- **Written instruction**: Output the full listing below exactly as it reads, and skip anything that is a picture.

---*---

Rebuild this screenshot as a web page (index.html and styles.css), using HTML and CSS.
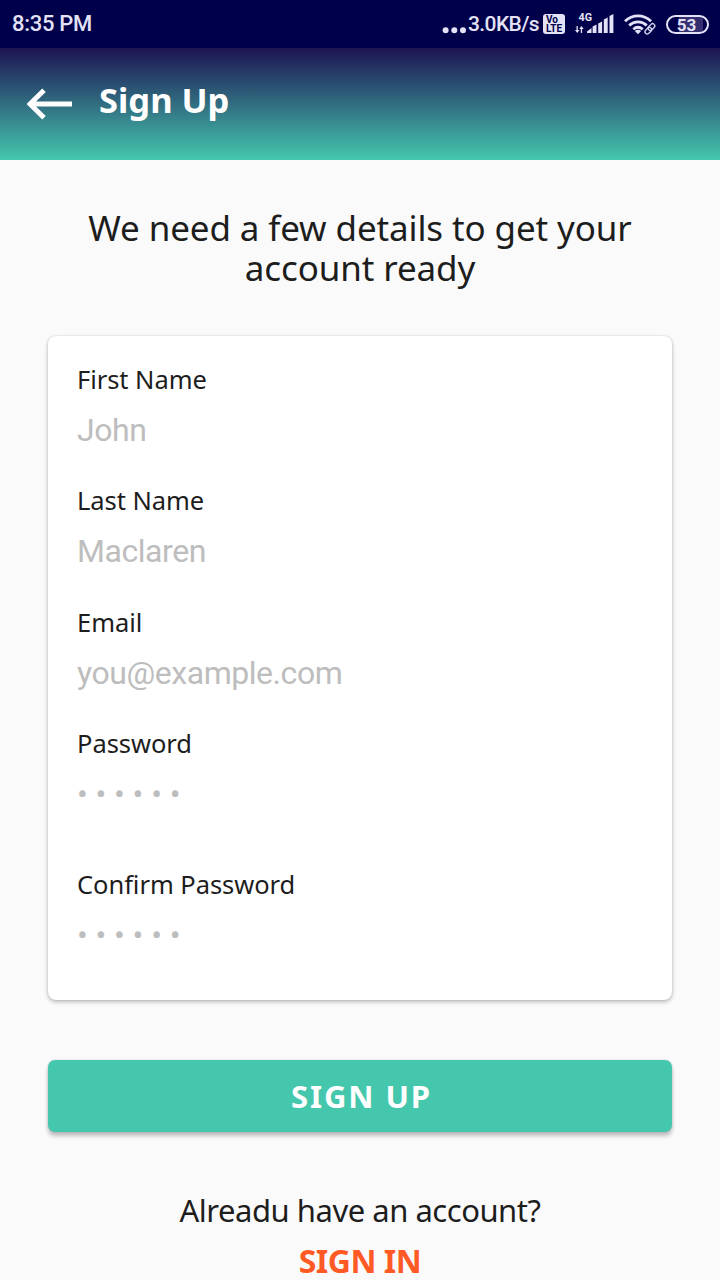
FILE: index.html
```
<!DOCTYPE html>
<html lang="en">
<head>
<meta charset="utf-8">
<title>Sign Up</title>
<link rel="stylesheet" href="styles.css">
</head>
<body>
<div class="status">
  <span class="clock">8:35 PM</span>
  <div class="status-right">
    <svg class="dots" width="24" height="48" viewBox="0 0 24 48"><g fill="#e4e2f6"><circle cx="3.6" cy="30.3" r="3"/><circle cx="12.3" cy="30.3" r="3"/><circle cx="21" cy="30.3" r="3"/></g></svg>
    <span class="speed">3.0KB/s</span>
    <span class="volte"><span>Vo</span><span>LTE</span></span>
    <svg class="signal" width="40" height="48" viewBox="575 0 40 48">
      <text class="net" x="578.5" y="21" textLength="13.5" lengthAdjust="spacingAndGlyphs">4G</text>
      <g fill="#e4e2f6">
        <path d="M576.500 26h1.300v4h1.700l-2.300 3-2.200-3h1.500zM580.800 33h1.300v-4h1.600l-2.200-3-2.300 3h1.600z"/>
        <path d="M587 33v-1.500l4.500-3.500v5zM592.600 33v-6.500l3.900-2V33zM598.200 33v-9.500l3.900-2V33zM603.800 33V19.500l3.900-2V33zM609.500 33V16l3.900-2v19z"/>
      </g>
    </svg>
    <svg class="wifi" width="34" height="48" viewBox="623 0 34 48">
      <g fill="none" stroke="#e4e2f6" stroke-width="2.8">
        <path d="M625 21.300c7.500-7.200 18.500-7.200 26 0"/>
        <path d="M629.200 25.400c5.200-4.800 12.400-4.800 17.600 0"/>
        <path d="M633.300 29.300c2.900-2.500 6.500-2.500 9.400 0"/>
      </g>
      <path d="M634.800 31q3.200-2.400 6.400 0L638 34.300z" fill="#e4e2f6"/>
      <g fill="none" stroke="#00004a" stroke-width="4"><path d="M645 33l9-8"/></g>
      <g fill="none" stroke="#d2d0ea" stroke-width="1.400">
        <rect x="-4" y="-2.200" width="7.500" height="4.400" rx="2.200" transform="translate(648.500 30.500) rotate(-45)"/>
        <rect x="-3.500" y="-2.200" width="7.500" height="4.400" rx="2.200" transform="translate(651.300 27.200) rotate(-45)"/>
      </g>
    </svg>
    <span class="battery"><span>53</span></span>
  </div>
</div>
<header class="appbar">
  <svg class="back" width="46" height="32" viewBox="0 0 46 32"><path d="M45 16H3M17 2.300L3 16l14 13.700" fill="none" stroke="#fff" stroke-width="5"/></svg>
  <h1 class="title">Sign Up</h1>
</header>
<main class="page">
  <h2 class="intro">We need a few details to get your<br>account ready</h2>
  <form class="card">
    <div class="field"><label>First Name</label><div class="value">John</div></div>
    <div class="field"><label>Last Name</label><div class="value">Maclaren</div></div>
    <div class="field"><label>Email</label><div class="value">you@example.com</div></div>
    <div class="field secret"><label>Password</label><div class="value mask">• • • • • •</div></div>
    <div class="field"><label>Confirm Password</label><div class="value mask">• • • • • •</div></div>
  </form>
  <button class="submit">SIGN UP</button>
  <p class="have">Alreadu have an account?</p>
  <a class="signin">SIGN IN</a>
</main>
</body>
</html>
```
FILE: styles.css
```
* { box-sizing: border-box; }
body {
  margin: 0;
  width: 720px;
  height: 1280px;
  overflow: hidden;
  background: #fafafa;
  color: #1d1d1d;
  font-family: "Noto Sans", sans-serif;
}
.status {
  display: flex;
  justify-content: space-between;
  align-items: center;
  height: 48px;
  padding: 0 11px 0 12px;
  background: #00004a;
  color: #e4e2f6;
  font-family: Roboto, sans-serif;
  font-weight: 500;
}
.status svg { display: block; flex: none; }
.clock { font-size: 22px; line-height: 50px; letter-spacing: -.3px; }
.status-right { display: flex; align-items: center; height: 48px; }
.dots { margin-right: 2px; }
.speed { width: 75px; font-size: 21px; line-height: 50px; letter-spacing: -.6px; white-space: nowrap; }
.volte {
  display: flex;
  flex-direction: column;
  width: 22px;
  height: 20px;
  padding: 1px 2px 0 3px;
  border-radius: 3px;
  background: #e4e2f6;
  color: #00004a;
  font: 700 10px/9px Roboto, sans-serif;
}
.signal { margin-left: 10px; }
.net { fill: #e4e2f6; font: 700 11px Roboto, sans-serif; }
.wifi { margin-left: 8px; }
.battery {
  width: 43px;
  height: 19px;
  margin-left: 9px;
  padding-right: 2px;
  border: 2px solid #e4e2f6;
  border-radius: 10px;
  background: linear-gradient(90deg, #00004a 28%, #343070 28%, #343070 90%, #00004a 90%);
  text-align: center;
  font: 700 17px/16px Roboto, sans-serif;
}
.appbar {
  display: flex;
  align-items: flex-start;
  height: 112px;
  padding: 40px 0 0 27px;
  background: linear-gradient(#1d1453, #45c7ae);
}
.title {
  margin: -12px 0 0 26px;
  color: #fff;
  font-size: 34.500px;
  line-height: 48px;
  font-weight: 700;
}
.page { display: flex; flex-direction: column; padding: 48px 48px 0; }
.intro {
  margin: 0;
  text-align: center;
  font-size: 35px;
  line-height: 40px;
  letter-spacing: -.12px;
  font-weight: 400;
  white-space: nowrap;
}
.card {
  height: 664px;
  margin-top: 48px;
  padding: 27.900px 29px 0;
  border-radius: 8px;
  background: #fff;
  box-shadow: 0 2px 4px rgba(0, 0, 0, .25), 0 0 2px rgba(0, 0, 0, .14);
}
.field { height: 121.400px; }
.field.secret { height: 140.500px; }
.field label { display: block; font-size: 25.500px; line-height: 30px; letter-spacing: -.05px; white-space: nowrap; }
.value {
  margin-top: 17px;
  color: #bdbdbd;
  font: 400 32px/38px Roboto, sans-serif;
  letter-spacing: -.45px;
}
.value.mask { letter-spacing: -.1px; }
.submit {
  height: 72px;
  margin-top: 60px;
  padding: 0 0 0 3px;
  border: 0;
  border-radius: 7px;
  background: #45c7ae;
  color: #fff;
  box-shadow: 0 4px 4px rgba(0, 0, 0, .24), 0 0 3px rgba(0, 0, 0, .12);
  font: 700 31px/72px "Noto Sans", sans-serif;
  letter-spacing: 1.900px;
}
.have {
  margin: 56px 0 0;
  text-align: center;
  font-size: 31px;
  line-height: 44px;
  letter-spacing: -.48px;
}
.signin {
  margin-top: 7px;
  text-align: center;
  color: #ff5a25;
  font-size: 32px;
  line-height: 44px;
  letter-spacing: -.5px;
  font-weight: 700;
}
```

---*---

- **Written solution**:
Rebuild this screenshot as a web page (index.html and styles.css), using HTML and CSS.
FILE: index.html
```
<!DOCTYPE html>
<html lang="en">
<head>
<meta charset="utf-8">
<title>Sign Up</title>
<link rel="stylesheet" href="styles.css">
</head>
<body>
<div class="status">
  <span class="clock">8:35 PM</span>
  <div class="status-right">
    <svg class="dots" width="24" height="48" viewBox="0 0 24 48"><g fill="#e4e2f6"><circle cx="3.6" cy="30.3" r="3"/><circle cx="12.3" cy="30.3" r="3"/><circle cx="21" cy="30.3" r="3"/></g></svg>
    <span class="speed">3.0KB/s</span>
    <span class="volte"><span>Vo</span><span>LTE</span></span>
    <svg class="signal" width="40" height="48" viewBox="575 0 40 48">
      <text class="net" x="578.5" y="21" textLength="13.5" lengthAdjust="spacingAndGlyphs">4G</text>
      <g fill="#e4e2f6">
        <path d="M576.500 26h1.300v4h1.700l-2.300 3-2.200-3h1.500zM580.800 33h1.300v-4h1.600l-2.200-3-2.300 3h1.600z"/>
        <path d="M587 33v-1.500l4.500-3.500v5zM592.600 33v-6.500l3.900-2V33zM598.200 33v-9.500l3.900-2V33zM603.800 33V19.500l3.900-2V33zM609.500 33V16l3.900-2v19z"/>
      </g>
    </svg>
    <svg class="wifi" width="34" height="48" viewBox="623 0 34 48">
      <g fill="none" stroke="#e4e2f6" stroke-width="2.8">
        <path d="M625 21.300c7.500-7.200 18.500-7.200 26 0"/>
        <path d="M629.200 25.400c5.200-4.800 12.400-4.800 17.600 0"/>
        <path d="M633.300 29.300c2.900-2.500 6.500-2.500 9.400 0"/>
      </g>
      <path d="M634.800 31q3.200-2.400 6.400 0L638 34.300z" fill="#e4e2f6"/>
      <g fill="none" stroke="#00004a" stroke-width="4"><path d="M645 33l9-8"/></g>
      <g fill="none" stroke="#d2d0ea" stroke-width="1.400">
        <rect x="-4" y="-2.200" width="7.500" height="4.400" rx="2.200" transform="translate(648.500 30.500) rotate(-45)"/>
        <rect x="-3.500" y="-2.200" width="7.500" height="4.400" rx="2.200" transform="translate(651.300 27.200) rotate(-45)"/>
      </g>
    </svg>
    <span class="battery"><span>53</span></span>
  </div>
</div>
<header class="appbar">
  <svg class="back" width="46" height="32" viewBox="0 0 46 32"><path d="M45 16H3M17 2.300L3 16l14 13.700" fill="none" stroke="#fff" stroke-width="5"/></svg>
  <h1 class="title">Sign Up</h1>
</header>
<main class="page">
  <h2 class="intro">We need a few details to get your<br>account ready</h2>
  <form class="card">
    <div class="field"><label>First Name</label><div class="value">John</div></div>
    <div class="field"><label>Last Name</label><div class="value">Maclaren</div></div>
    <div class="field"><label>Email</label><div class="value">you@example.com</div></div>
    <div class="field secret"><label>Password</label><div class="value mask">• • • • • •</div></div>
    <div class="field"><label>Confirm Password</label><div class="value mask">• • • • • •</div></div>
  </form>
  <button class="submit">SIGN UP</button>
  <p class="have">Alreadu have an account?</p>
  <a class="signin">SIGN IN</a>
</main>
</body>
</html>
```
FILE: styles.css
```
* { box-sizing: border-box; }
body {
  margin: 0;
  width: 720px;
  height: 1280px;
  overflow: hidden;
  background: #fafafa;
  color: #1d1d1d;
  font-family: "Noto Sans", sans-serif;
}
.status {
  display: flex;
  justify-content: space-between;
  align-items: center;
  height: 48px;
  padding: 0 11px 0 12px;
  background: #00004a;
  color: #e4e2f6;
  font-family: Roboto, sans-serif;
  font-weight: 500;
}
.status svg { display: block; flex: none; }
.clock { font-size: 22px; line-height: 50px; letter-spacing: -.3px; }
.status-right { display: flex; align-items: center; height: 48px; }
.dots { margin-right: 2px; }
.speed { width: 75px; font-size: 21px; line-height: 50px; letter-spacing: -.6px; white-space: nowrap; }
.volte {
  display: flex;
  flex-direction: column;
  width: 22px;
  height: 20px;
  padding: 1px 2px 0 3px;
  border-radius: 3px;
  background: #e4e2f6;
  color: #00004a;
  font: 700 10px/9px Roboto, sans-serif;
}
.signal { margin-left: 10px; }
.net { fill: #e4e2f6; font: 700 11px Roboto, sans-serif; }
.wifi { margin-left: 8px; }
.battery {
  width: 43px;
  height: 19px;
  margin-left: 9px;
  padding-right: 2px;
  border: 2px solid #e4e2f6;
  border-radius: 10px;
  background: linear-gradient(90deg, #00004a 28%, #343070 28%, #343070 90%, #00004a 90%);
  text-align: center;
  font: 700 17px/16px Roboto, sans-serif;
}
.appbar {
  display: flex;
  align-items: flex-start;
  height: 112px;
  padding: 40px 0 0 27px;
  background: linear-gradient(#1d1453, #45c7ae);
}
.title {
  margin: -12px 0 0 26px;
  color: #fff;
  font-size: 34.500px;
  line-height: 48px;
  font-weight: 700;
}
.page { display: flex; flex-direction: column; padding: 48px 48px 0; }
.intro {
  margin: 0;
  text-align: center;
  font-size: 35px;
  line-height: 40px;
  letter-spacing: -.12px;
  font-weight: 400;
  white-space: nowrap;
}
.card {
  height: 664px;
  margin-top: 48px;
  padding: 27.900px 29px 0;
  border-radius: 8px;
  background: #fff;
  box-shadow: 0 2px 4px rgba(0, 0, 0, .25), 0 0 2px rgba(0, 0, 0, .14);
}
.field { height: 121.400px; }
.field.secret { height: 140.500px; }
.field label { display: block; font-size: 25.500px; line-height: 30px; letter-spacing: -.05px; white-space: nowrap; }
.value {
  margin-top: 17px;
  color: #bdbdbd;
  font: 400 32px/38px Roboto, sans-serif;
  letter-spacing: -.45px;
}
.value.mask { letter-spacing: -.1px; }
.submit {
  height: 72px;
  margin-top: 60px;
  padding: 0 0 0 3px;
  border: 0;
  border-radius: 7px;
  background: #45c7ae;
  color: #fff;
  box-shadow: 0 4px 4px rgba(0, 0, 0, .24), 0 0 3px rgba(0, 0, 0, .12);
  font: 700 31px/72px "Noto Sans", sans-serif;
  letter-spacing: 1.900px;
}
.have {
  margin: 56px 0 0;
  text-align: center;
  font-size: 31px;
  line-height: 44px;
  letter-spacing: -.48px;
}
.signin {
  margin-top: 7px;
  text-align: center;
  color: #ff5a25;
  font-size: 32px;
  line-height: 44px;
  letter-spacing: -.5px;
  font-weight: 700;
}
```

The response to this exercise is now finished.